National Debt Alert: Reps Swiftly Approve Tinubu's $2.35 Billion Borrowing Request

The Nigerian House of Representatives has officially approved President Bola Ahmed Tinubu’s request to raise a total of $2.35 billion from the international capital market. This significant external borrowing is intended to partially finance the 2025 budget deficit and to refinance Nigeria’s maturing Eurobonds. The decision was reached during a plenary session, presided over by Speaker Tajudeen Abbas, following the consideration and adoption of a report submitted by the House Committee on Aids, Loans, and Debt Management, chaired by Hon. Abubakar Hassan Nalaraba.
The approved borrowing plan specifies that $1.23 billion will be allocated to fund the 2025 budget deficit, while the remaining $1.12 billion is designated for refinancing Eurobonds that are set to mature in November 2025. The Committee’s recommendations, which the House endorsed, authorize the Federal Government to proceed with the external borrowing component of the 2025 Appropriation Act, amounting to N1.84 trillion (equivalent to approximately $1.23 billion) at the budget exchange rate of N1,500 to a dollar. The funds are expected to be accessed through various financial instruments, including Eurobond issuance, loan syndication, bridge finance facilities, or direct borrowing from international financial institutions, depending on prevailing market conditions.
In addition to the main borrowing, lawmakers also granted approval for President Tinubu’s proposal to issue Nigeria’s first-ever Sovereign Sukuk of up to $500 million in the international capital market. This debut sovereign sukuk aims to fund infrastructure projects, diversify Nigeria’s financing sources, and deepen the government securities market.

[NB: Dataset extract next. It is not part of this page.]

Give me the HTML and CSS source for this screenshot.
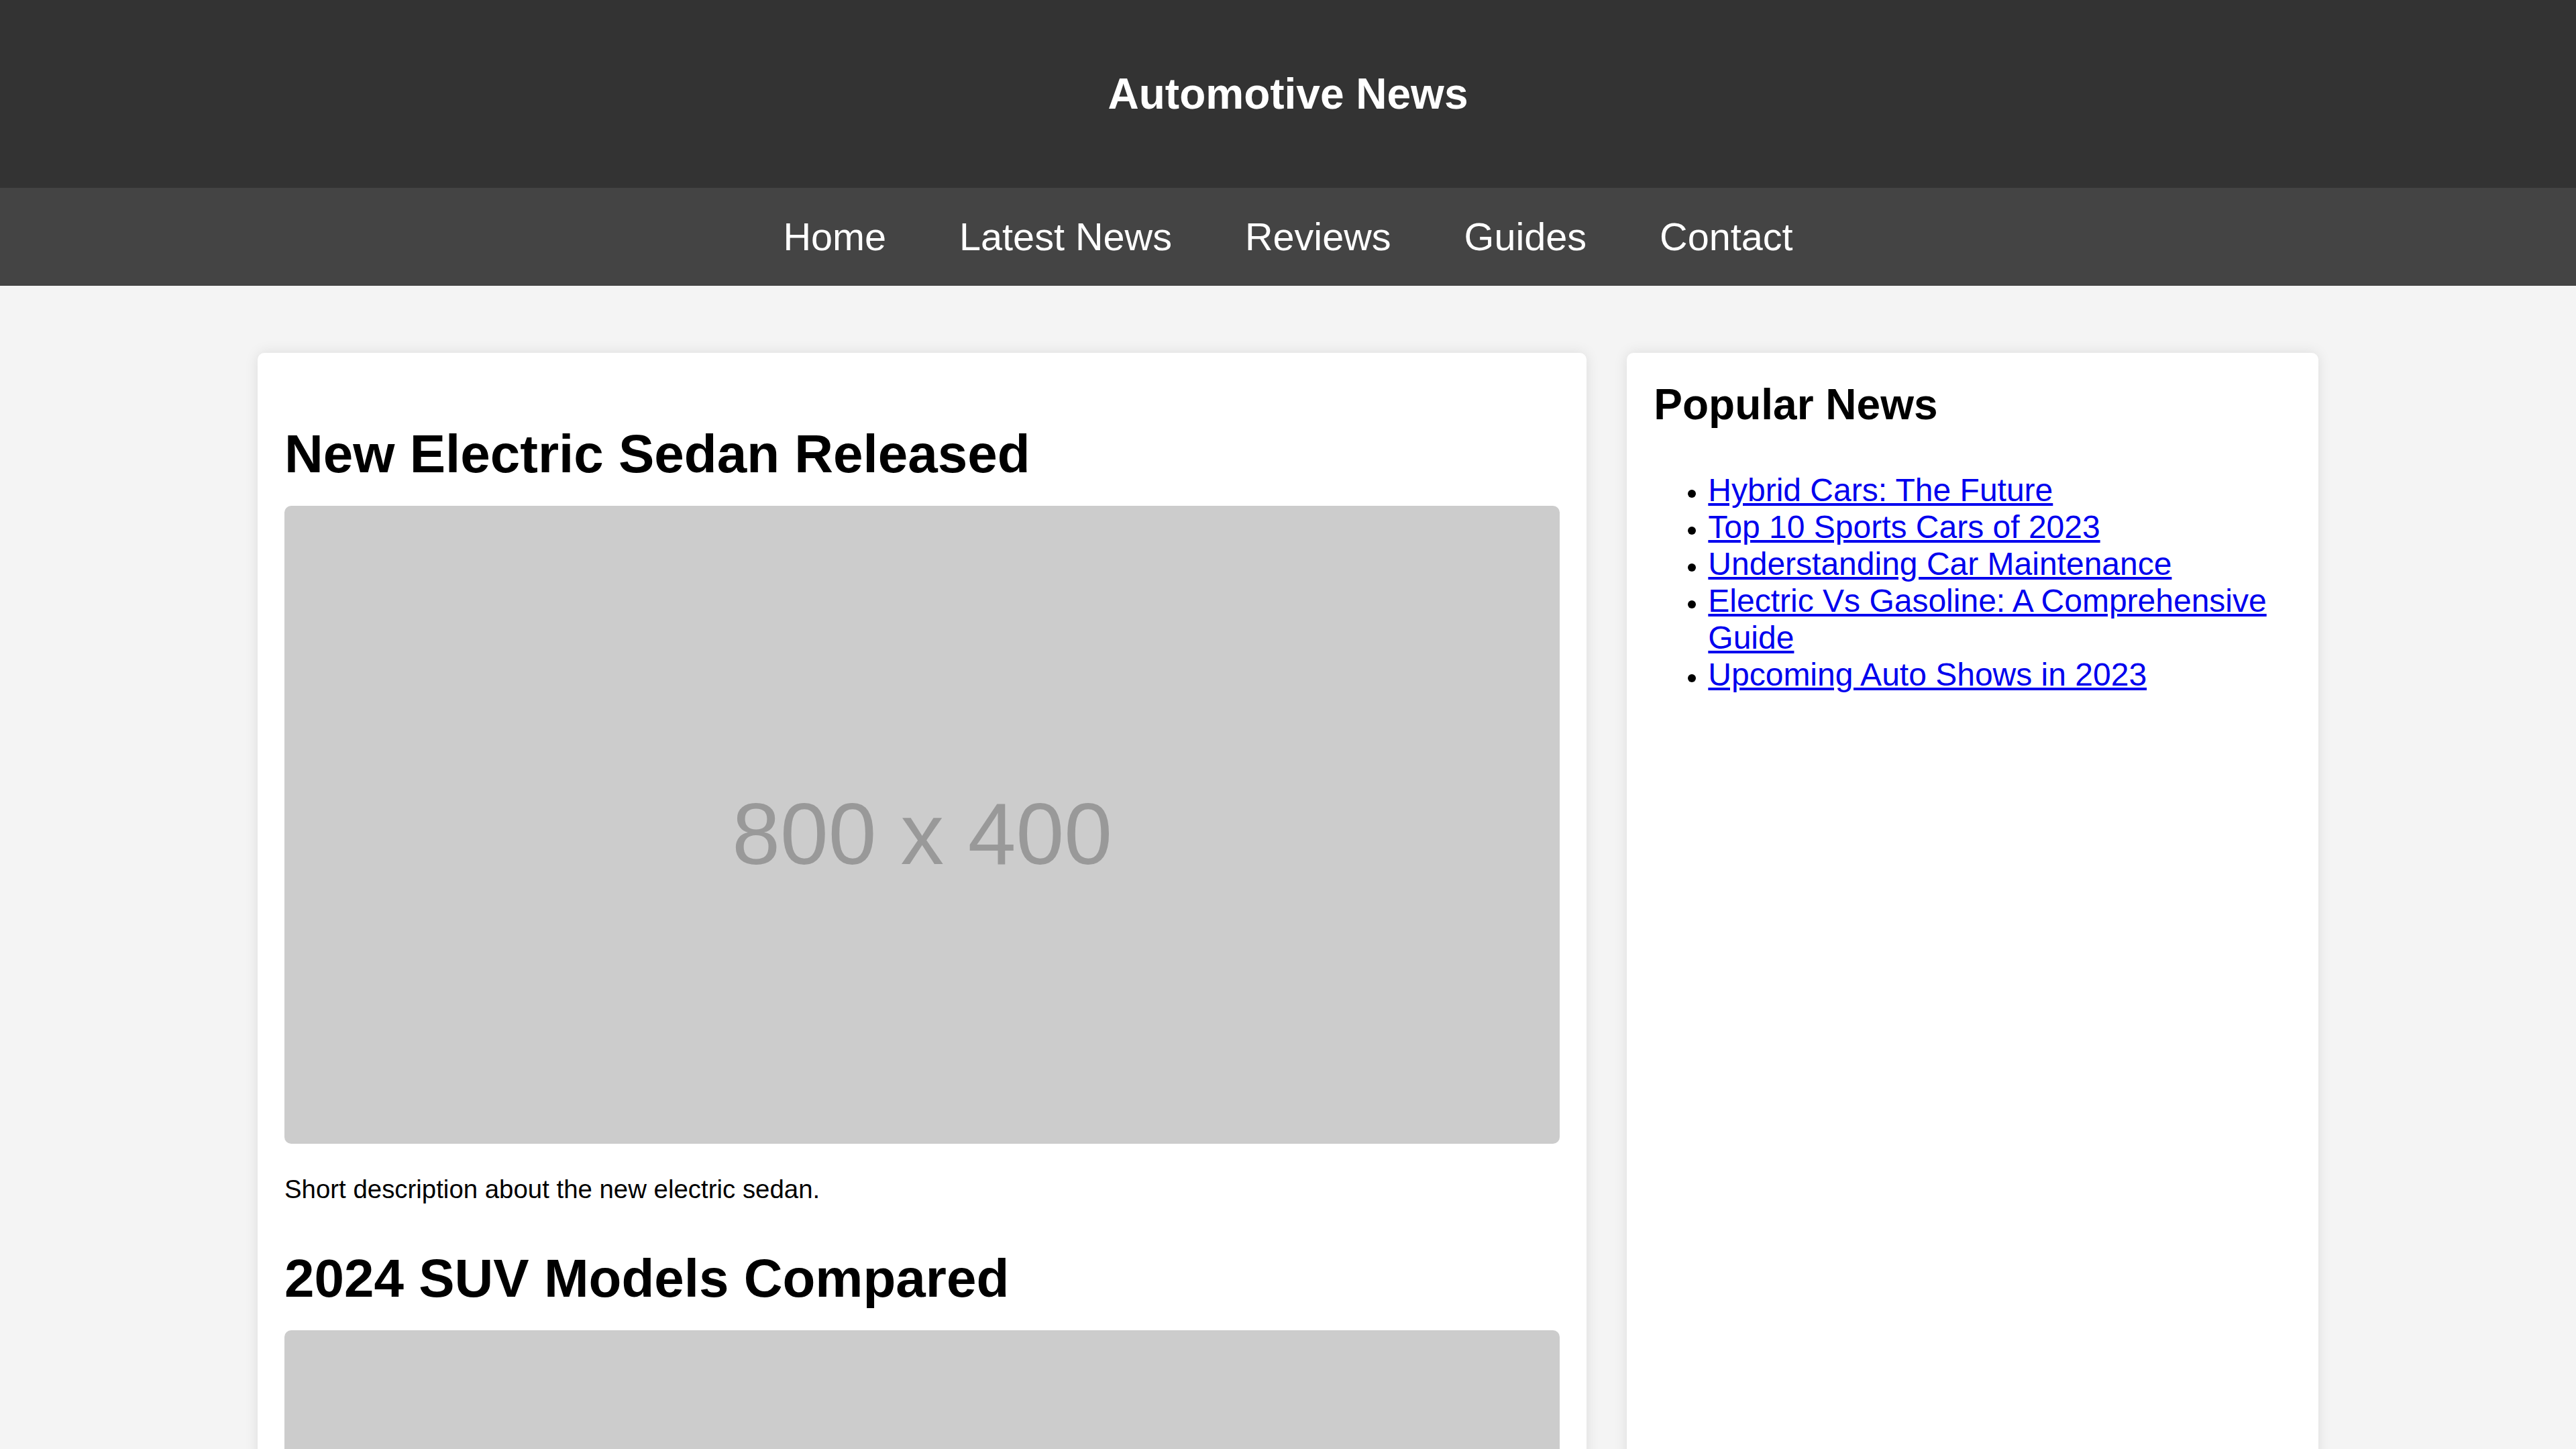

The President indicated that 25 percent of the proceeds from the sukuk might be utilized to repay existing high-cost debts, with the balance channeled into critical infrastructure development across the country. The issuance may proceed with or without a credit guarantee from the Islamic Corporation for the Insurance of Investment and Export Credit (ICIEC), a member of the Islamic Development Bank (IsDB) Group.
President Tinubu had earlier explained in his communication to the National Assembly that the borrowing plan was imperative to bridge the gap between projected revenue and planned expenditure for the 2025 fiscal year, ensuring the government’s ability to meet its obligations as existing debts mature. He emphasized that the external borrowing is backed by the provisions of sections 21(1) and 27(1) of the Debt Management Office (Establishment) Act, 2003, which mandate legislative approval for new loans and refinancing arrangements. The Federal Government anticipates that the pricing for new Eurobonds will align with current yields on Nigeria’s existing bonds in the international market, which typically range between 6.8 percent and 9.3 percent, depending on maturity.